With just a reflection map and a bit of colour balance, I had a pretty good result:

The water looked a bit too pristine, so I decided to make it darker and browner when looking down into the water, and I decided to add some foam into the water. Although foam does split apart and can change in size, its overall shape stays the same as it travels down water, so I added it simply panning. It looked repetitive and static, so I overlaid it on top of itself to break the repetition, and  used a blurry noise map to offset its UVs as it moved down the river. This meant that the foam seems to move about and “wibble”, and looked pretty good in conjunction with the ripples. Obviously the foam is not as reflective as the water, so I changed that, but I was not able to get a nice diffuse effect on the ripples since the water is a translucent shader and therefore does not receive shadows.

I started by using a realtime cube map capture (every 2 seconds) for the reflections, which had the benefit of automatically adjusting to night lighting as the scene itself darkened. However, using just one statically-positioned capture actor meant that only a small portion of the river had accurate reflections. Placing several would be too costly, since they would all need to be capturing at all times, so I tried attaching the actor to the player, but found that to be too detrimental to the frame rate as well.

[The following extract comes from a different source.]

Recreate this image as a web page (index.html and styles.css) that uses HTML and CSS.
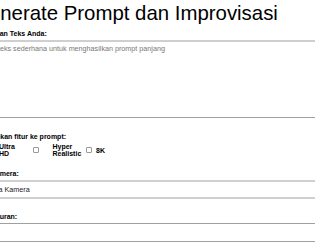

In consideration of the fact that my texture usage was still very low, I chose to use multiple static cube map renders, captured “offline”. This meant that although the reflections were actually showing summer daytime at all times, I hoped that nobody would really notice so long as they were tone-corrected for night. Because the river has been broken into five sections by rocky rapids, I could use a different cube map for each section.

Finally, I added some "white turbulence" to help the water edges and rocky parts feel like the water was flowing at a higher pressure, and against the surrounding rocks. I have yet to do freezing water, water at low flow, or water levels rising and lowering, but I doubt I'll have time for any of that any longer.